The scale of the pseudo-count can be interpreted as a strength of belief in the model. Small \(a\) represents strong belief that the model produces a distribution \(Q\) that is representative of the “true” (observed posterior) distribution \(P\), and for a fixed \(p_i\) the effect of a decreasing \(a\) on the discriminant function \(D_{KL}\) yields a stronger penalty for a model that fails to predict an observed state. A large \(a\) represents weak belief that the model produces a distribution \(Q\) that is representative of \(P\), since \(Q\) approaches the uniform distribution \(\mathbb{U}\) as \(a\) increases.
Adding pseudo-counts has the effect of diluting the signal for the gradient boosting model to exploit in minimizing prediction error. Analogously, varying the bitrate, or the size of the dictionary used to quantize continuous streamflow into discrete states, also adds quantization noise since the original streamflow signals are stored in three decimal precision and they are quantized into as few as 4 bits (16 symbol dictionary) and as many as 12 bits (4096 symbol dictionary). The range of dictionary sizes is set to cover the expected range of rating curve uncertainty, which is generally considered multiplicative and expressed as a % of the observed value.

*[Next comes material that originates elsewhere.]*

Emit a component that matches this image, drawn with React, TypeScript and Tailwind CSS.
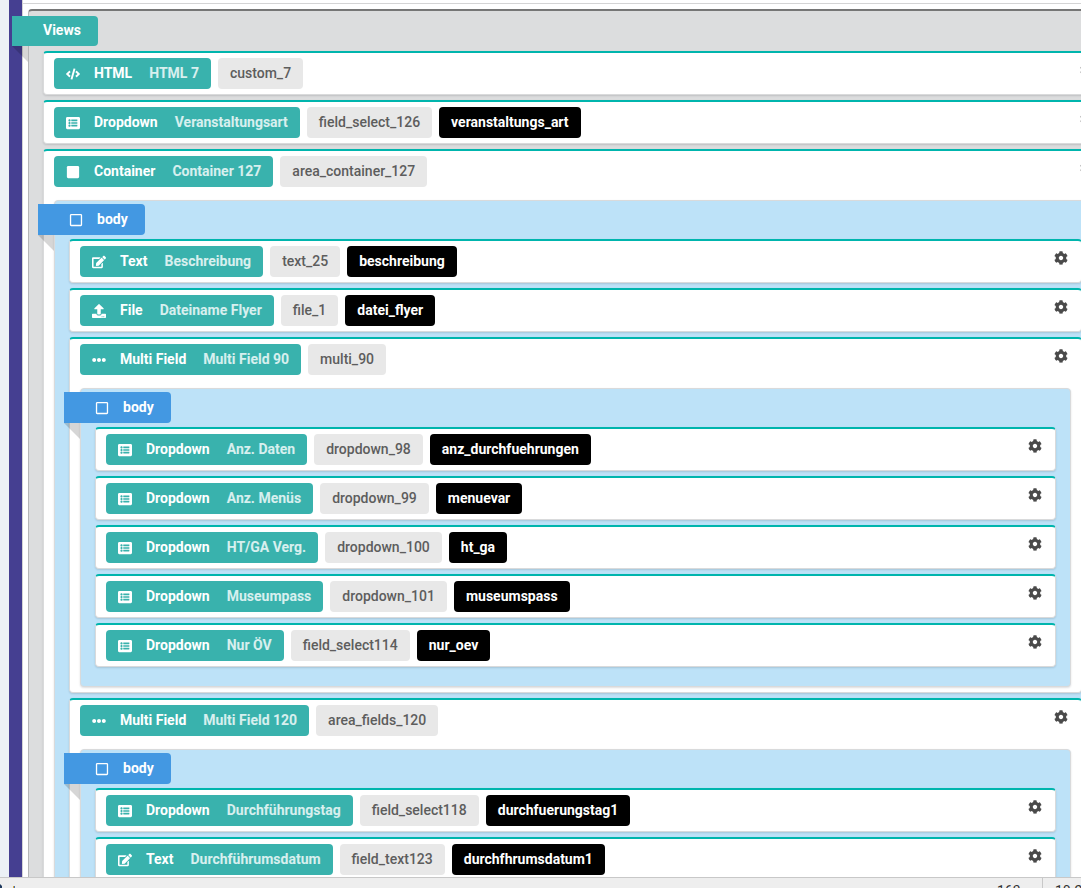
import React from 'react';
import {
  FaCode,
  FaCog,
  FaEdit,
  FaEllipsisH,
  FaListAlt,
  FaRegSquare,
  FaSquare,
  FaUpload,
} from 'react-icons/fa';

interface Field {
  type: 'HTML' | 'Dropdown' | 'Container' | 'Text' | 'File' | 'Multi Field';
  title: string;
  name: string;
  alias?: string;
  body?: Field[];
}

const icons = {
  HTML: FaCode,
  Dropdown: FaListAlt,
  Container: FaSquare,
  Text: FaEdit,
  File: FaUpload,
  'Multi Field': FaEllipsisH,
};

const views: Field[] = [
  { type: 'HTML', title: 'HTML 7', name: 'custom_7' },
  { type: 'Dropdown', title: 'Veranstaltungsart', name: 'field_select_126', alias: 'veranstaltungs_art' },
  {
    type: 'Container',
    title: 'Container 127',
    name: 'area_container_127',
    body: [
      { type: 'Text', title: 'Beschreibung', name: 'text_25', alias: 'beschreibung' },
      { type: 'File', title: 'Dateiname Flyer', name: 'file_1', alias: 'datei_flyer' },
      {
        type: 'Multi Field',
        title: 'Multi Field 90',
        name: 'multi_90',
        body: [
          { type: 'Dropdown', title: 'Anz. Daten', name: 'dropdown_98', alias: 'anz_durchfuehrungen' },
          { type: 'Dropdown', title: 'Anz. Menüs', name: 'dropdown_99', alias: 'menuevar' },
          { type: 'Dropdown', title: 'HT/GA Verg.', name: 'dropdown_100', alias: 'ht_ga' },
          { type: 'Dropdown', title: 'Museumpass', name: 'dropdown_101', alias: 'museumspass' },
          { type: 'Dropdown', title: 'Nur ÖV', name: 'field_select114', alias: 'nur_oev' },
        ],
      },
      {
        type: 'Multi Field',
        title: 'Multi Field 120',
        name: 'area_fields_120',
        body: [
          { type: 'Dropdown', title: 'Durchführungstag', name: 'field_select118', alias: 'durchfuerungstag1' },
          { type: 'Text', title: 'Durchführumsdatum', name: 'field_text123', alias: 'durchfhrumsdatum1' },
        ],
      },
    ],
  },
];

// Shaded corner that makes a label look folded round the segment's edge
const Fold: React.FC = () => (
  <svg className="absolute top-full left-0 w-4 h-4" viewBox="0 0 16 16" aria-hidden="true">
    <path d="M0 0H16V16Z" fill="#000" fillOpacity="0.16" />
  </svg>
);

const FieldCard: React.FC<{ field: Field }> = ({ field }) => {
  const Icon = icons[field.type];

  return (
    <li className="relative bg-white border border-[#d9dadb] border-t-2 border-t-[#00b5ad] rounded px-[10px] py-[5px] shadow-[0_1px_2px_rgba(34,36,38,0.15)]">
      <div className="flex items-center gap-[7px]">
        <button type="button" className="flex items-center h-[31px] px-3 rounded bg-[#39b2ad] text-white font-bold">
          <Icon className="w-[14px] h-[14px] mr-[14px]" />
          <span className="mr-[17px] pb-[2px]">{field.type}</span>
          <span className="pb-[2px] text-white/80">{field.title}</span>
        </button>
        <span className="h-[31px] px-3 rounded bg-[#e8e8e8] text-[#5d5d5d] font-medium leading-[31px]">{field.name}</span>
        {field.alias && (
          <span className="h-[31px] px-3 rounded bg-black text-white font-bold leading-[31px]">{field.alias}</span>
        )}
      </div>

      <button type="button" aria-label="Settings" className="absolute top-[10px] right-[13px] text-[#4a4a4a]">
        <FaCog className="w-[14px] h-[14px]" />
      </button>

      {field.body && (
        <div className="relative mt-[13px] bg-[#bde2f8] border border-[#d9dadb] rounded px-[14px] pb-[19px] shadow-[0_1px_2px_rgba(34,36,38,0.15)]">
          <div className="relative flex items-center w-[107px] h-[31px] mt-[3px] mb-1 -ml-[31px] pl-[31px] rounded-r bg-[#4398e2] text-white font-bold">
            <Fold />
            <FaRegSquare className="w-[14px] h-[14px] mr-[14px]" />
            <span className="pb-[2px]">body</span>
          </div>
          <FieldList fields={field.body} />
        </div>
      )}
    </li>
  );
};

const FieldList: React.FC<{ fields: Field[] }> = ({ fields }) => (
  <ul className="flex flex-col gap-[5px]">
    {fields.map((field) => (
      <FieldCard key={field.name} field={field} />
    ))}
  </ul>
);

const App: React.FC = () => {
  return (
    <div className="flex flex-col h-screen overflow-hidden bg-white font-['Roboto',sans-serif] text-sm whitespace-nowrap">
      <div className="flex flex-1 min-h-0">
        {/* Sidebar edge */}
        <div className="shrink-0 w-[9px] bg-[#ecf1f6]" />
        <div className="shrink-0 w-[13px] bg-[#453f91]" />

        <main className="flex-1 min-w-0 border-l border-[#d4d4d5]">
          <div className="h-1 border-b border-[#d4d4d5]" />
          {/* The builder is wider than the window and runs off to the right */}
          <section className="mt-[5px] ml-[5px] -mr-[42px] px-[14px] pb-4 bg-[#dcddde] border border-[#b5b6b7] border-t-2 border-t-[#767676] rounded">
            <div className="relative flex items-center w-[86px] h-[30px] mt-[5px] mb-[5px] -ml-[31px] pl-[31px] rounded-r bg-[#39b2ad] text-white font-bold">
              <Fold />
              <span className="pb-[2px]">Views</span>
            </div>
            <FieldList fields={views} />
          </section>
        </main>
      </div>

      {/* Status bar */}
      <footer className="relative z-10 flex shrink-0 h-[11px] overflow-hidden bg-[#eee] border-t border-[#c8c8c8] text-[#333]">
        <svg className="w-5 h-[10px] mr-auto" viewBox="0 0 20 10" aria-hidden="true">
          <path d="M0 6L2 8V10H0Z" fill="#1f3a5f" />
          <path d="M13 8H14V10H13Z" fill="#d9a53a" />
          <path d="M14 8H15V10H14Z" fill="#3f6fb5" />
        </svg>
        <span className="w-[61px] pl-4 pt-[3px]">163</span>
        <span className="w-[39px] pl-3 pt-[3px] border-l border-[#c8c8c8]">10.20</span>
      </footer>
    </div>
  );
};

export default App;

As shown by the results, priors representing the addition of \(10^1 \text{ to } 10^2\) pseudo-counts diminishes the performance of the gradient boosted decision tree model, regardless of the dictionary size, or the number of possible values provided by the quantization. Heavily penalizing unpredicted states does not have as great an impact as anticipated, perhaps as a result of the corresponding \(p_i\) values also being small.